# start of MATERIAL PROVIDED

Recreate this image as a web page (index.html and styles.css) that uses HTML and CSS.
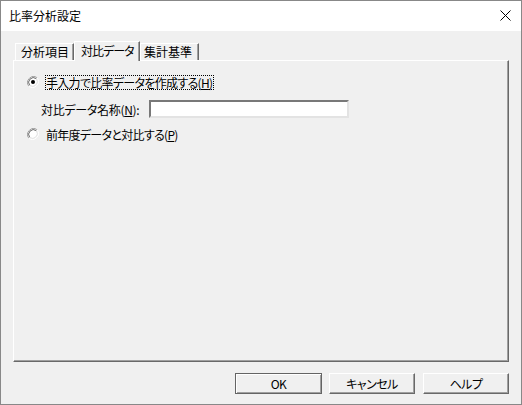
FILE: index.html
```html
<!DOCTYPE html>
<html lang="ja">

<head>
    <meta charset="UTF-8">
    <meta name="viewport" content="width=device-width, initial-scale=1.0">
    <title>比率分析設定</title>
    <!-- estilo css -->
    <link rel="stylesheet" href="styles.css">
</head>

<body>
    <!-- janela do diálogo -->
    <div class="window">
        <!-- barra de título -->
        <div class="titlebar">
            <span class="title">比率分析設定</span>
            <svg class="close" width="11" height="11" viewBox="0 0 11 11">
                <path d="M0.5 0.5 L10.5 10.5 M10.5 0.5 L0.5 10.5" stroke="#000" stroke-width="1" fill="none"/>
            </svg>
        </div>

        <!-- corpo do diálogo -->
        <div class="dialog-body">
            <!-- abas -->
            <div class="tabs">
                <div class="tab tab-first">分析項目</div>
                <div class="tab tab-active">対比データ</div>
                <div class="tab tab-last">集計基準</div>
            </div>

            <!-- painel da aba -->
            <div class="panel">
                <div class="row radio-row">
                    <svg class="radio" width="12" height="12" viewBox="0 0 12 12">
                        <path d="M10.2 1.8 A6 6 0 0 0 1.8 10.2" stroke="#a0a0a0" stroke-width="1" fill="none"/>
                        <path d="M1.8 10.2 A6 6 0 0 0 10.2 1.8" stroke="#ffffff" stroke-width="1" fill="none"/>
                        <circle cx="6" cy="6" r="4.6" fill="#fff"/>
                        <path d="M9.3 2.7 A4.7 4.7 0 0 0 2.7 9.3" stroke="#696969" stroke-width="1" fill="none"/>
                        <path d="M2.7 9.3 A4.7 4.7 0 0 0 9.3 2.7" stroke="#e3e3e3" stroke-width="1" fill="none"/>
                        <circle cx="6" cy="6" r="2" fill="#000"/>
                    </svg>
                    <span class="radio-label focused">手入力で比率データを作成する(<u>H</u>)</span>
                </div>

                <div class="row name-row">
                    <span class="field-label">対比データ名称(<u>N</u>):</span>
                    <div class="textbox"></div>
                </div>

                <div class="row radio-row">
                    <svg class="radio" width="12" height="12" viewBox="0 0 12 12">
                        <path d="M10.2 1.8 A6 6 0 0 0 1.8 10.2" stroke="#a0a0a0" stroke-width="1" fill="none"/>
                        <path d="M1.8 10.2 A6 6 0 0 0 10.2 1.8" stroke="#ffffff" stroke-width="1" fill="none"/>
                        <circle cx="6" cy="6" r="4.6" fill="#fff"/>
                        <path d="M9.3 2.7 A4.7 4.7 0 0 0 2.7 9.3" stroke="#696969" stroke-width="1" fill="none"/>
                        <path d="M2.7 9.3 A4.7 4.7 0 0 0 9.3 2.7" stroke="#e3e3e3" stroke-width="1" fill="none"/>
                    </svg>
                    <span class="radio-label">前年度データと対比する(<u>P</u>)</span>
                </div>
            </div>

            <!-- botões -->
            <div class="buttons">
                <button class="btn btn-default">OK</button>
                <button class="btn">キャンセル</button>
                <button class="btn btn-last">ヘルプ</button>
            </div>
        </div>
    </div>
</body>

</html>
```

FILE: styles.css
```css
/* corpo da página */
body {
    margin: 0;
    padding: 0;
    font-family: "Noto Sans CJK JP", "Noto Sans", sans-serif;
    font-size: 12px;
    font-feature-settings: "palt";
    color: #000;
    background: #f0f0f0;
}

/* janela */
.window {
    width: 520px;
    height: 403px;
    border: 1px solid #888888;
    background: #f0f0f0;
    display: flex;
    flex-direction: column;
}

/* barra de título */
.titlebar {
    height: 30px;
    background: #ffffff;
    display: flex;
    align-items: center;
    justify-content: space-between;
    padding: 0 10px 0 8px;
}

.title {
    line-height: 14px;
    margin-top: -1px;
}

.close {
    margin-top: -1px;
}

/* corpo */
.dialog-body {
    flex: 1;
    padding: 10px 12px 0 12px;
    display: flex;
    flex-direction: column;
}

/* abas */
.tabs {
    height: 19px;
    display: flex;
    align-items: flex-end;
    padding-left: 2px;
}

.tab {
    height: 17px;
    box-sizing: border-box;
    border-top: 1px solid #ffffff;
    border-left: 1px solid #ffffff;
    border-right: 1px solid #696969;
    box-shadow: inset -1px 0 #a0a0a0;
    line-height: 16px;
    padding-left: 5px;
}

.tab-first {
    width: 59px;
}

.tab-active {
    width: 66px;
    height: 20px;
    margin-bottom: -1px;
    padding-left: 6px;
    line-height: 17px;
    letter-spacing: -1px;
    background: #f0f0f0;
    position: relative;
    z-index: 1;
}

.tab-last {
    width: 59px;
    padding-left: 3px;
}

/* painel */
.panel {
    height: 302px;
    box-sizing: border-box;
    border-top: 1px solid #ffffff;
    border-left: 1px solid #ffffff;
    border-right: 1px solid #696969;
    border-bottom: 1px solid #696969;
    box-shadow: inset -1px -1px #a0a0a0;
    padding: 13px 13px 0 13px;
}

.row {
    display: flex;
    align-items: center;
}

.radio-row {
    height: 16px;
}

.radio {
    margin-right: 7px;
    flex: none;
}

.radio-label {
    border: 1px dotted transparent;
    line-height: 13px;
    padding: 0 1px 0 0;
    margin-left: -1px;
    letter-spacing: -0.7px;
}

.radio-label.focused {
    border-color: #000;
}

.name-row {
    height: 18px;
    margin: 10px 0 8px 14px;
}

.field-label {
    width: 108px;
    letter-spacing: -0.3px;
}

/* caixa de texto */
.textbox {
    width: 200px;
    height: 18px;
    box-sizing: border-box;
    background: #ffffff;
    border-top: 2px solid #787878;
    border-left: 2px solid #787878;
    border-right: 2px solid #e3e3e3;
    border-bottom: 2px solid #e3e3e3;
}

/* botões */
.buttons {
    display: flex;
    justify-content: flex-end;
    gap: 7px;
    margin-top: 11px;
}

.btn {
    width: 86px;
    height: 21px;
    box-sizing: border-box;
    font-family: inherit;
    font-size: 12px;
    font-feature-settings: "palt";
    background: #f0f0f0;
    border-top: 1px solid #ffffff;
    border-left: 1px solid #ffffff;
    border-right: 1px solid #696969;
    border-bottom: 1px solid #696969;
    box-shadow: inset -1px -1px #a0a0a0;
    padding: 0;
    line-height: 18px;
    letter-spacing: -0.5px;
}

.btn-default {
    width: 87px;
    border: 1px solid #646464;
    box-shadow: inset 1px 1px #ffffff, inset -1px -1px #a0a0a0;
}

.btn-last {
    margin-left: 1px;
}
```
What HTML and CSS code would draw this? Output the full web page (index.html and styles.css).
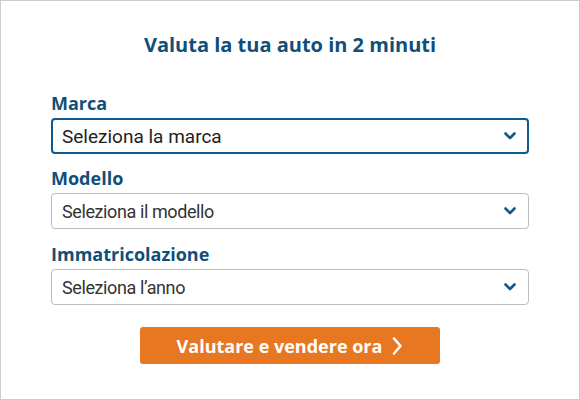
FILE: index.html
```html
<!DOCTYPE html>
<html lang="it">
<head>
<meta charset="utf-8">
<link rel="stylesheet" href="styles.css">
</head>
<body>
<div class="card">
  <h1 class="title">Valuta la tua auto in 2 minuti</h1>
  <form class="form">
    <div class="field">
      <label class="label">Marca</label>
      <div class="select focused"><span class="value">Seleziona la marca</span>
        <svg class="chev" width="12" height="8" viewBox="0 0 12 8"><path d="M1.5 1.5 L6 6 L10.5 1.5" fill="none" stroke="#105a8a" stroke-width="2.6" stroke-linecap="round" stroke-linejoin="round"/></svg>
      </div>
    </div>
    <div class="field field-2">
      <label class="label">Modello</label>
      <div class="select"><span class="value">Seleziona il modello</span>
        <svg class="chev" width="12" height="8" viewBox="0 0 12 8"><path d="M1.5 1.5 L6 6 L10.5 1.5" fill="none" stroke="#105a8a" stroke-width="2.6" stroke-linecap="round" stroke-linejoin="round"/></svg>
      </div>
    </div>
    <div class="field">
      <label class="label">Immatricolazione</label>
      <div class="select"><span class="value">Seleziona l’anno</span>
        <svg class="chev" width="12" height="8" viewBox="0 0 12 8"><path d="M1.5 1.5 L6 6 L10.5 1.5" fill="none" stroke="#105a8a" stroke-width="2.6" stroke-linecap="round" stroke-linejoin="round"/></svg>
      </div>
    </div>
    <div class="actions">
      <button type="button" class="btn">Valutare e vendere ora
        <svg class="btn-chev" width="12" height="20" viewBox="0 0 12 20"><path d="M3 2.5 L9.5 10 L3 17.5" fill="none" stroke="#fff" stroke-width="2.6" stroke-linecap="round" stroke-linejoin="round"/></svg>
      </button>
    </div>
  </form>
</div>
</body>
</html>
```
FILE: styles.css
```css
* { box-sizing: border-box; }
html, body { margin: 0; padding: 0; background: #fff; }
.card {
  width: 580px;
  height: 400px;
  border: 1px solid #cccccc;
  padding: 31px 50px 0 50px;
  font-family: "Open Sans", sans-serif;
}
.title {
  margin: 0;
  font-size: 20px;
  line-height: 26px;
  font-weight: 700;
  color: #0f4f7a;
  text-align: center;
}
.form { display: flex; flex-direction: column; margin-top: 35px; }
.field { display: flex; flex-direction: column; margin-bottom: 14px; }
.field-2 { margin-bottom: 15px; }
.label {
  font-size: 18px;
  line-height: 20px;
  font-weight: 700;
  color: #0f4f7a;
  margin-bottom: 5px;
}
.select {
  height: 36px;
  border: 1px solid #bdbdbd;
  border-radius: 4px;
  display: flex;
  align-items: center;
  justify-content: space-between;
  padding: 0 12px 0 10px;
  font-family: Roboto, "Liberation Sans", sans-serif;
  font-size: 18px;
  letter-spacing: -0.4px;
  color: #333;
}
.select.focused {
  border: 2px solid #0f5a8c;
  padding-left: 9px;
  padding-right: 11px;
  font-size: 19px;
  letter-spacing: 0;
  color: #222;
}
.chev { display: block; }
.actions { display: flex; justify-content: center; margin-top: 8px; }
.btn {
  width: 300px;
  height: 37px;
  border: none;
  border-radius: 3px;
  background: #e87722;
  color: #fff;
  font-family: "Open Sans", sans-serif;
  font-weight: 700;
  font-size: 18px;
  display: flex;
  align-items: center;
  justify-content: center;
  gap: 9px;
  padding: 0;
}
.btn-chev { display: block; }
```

# end of MATERIAL PROVIDED

= BRIEF =
Which lines of the material contain the string "styles"? List each of them.

= SOLUTION TO THE PROBLEM =
Recreate this image as a web page (index.html and styles.css) that uses HTML and CSS.
    <link rel="stylesheet" href="styles.css">
FILE: styles.css
What HTML and CSS code would draw this? Output the full web page (index.html and styles.css).
<link rel="stylesheet" href="styles.css">
FILE: styles.css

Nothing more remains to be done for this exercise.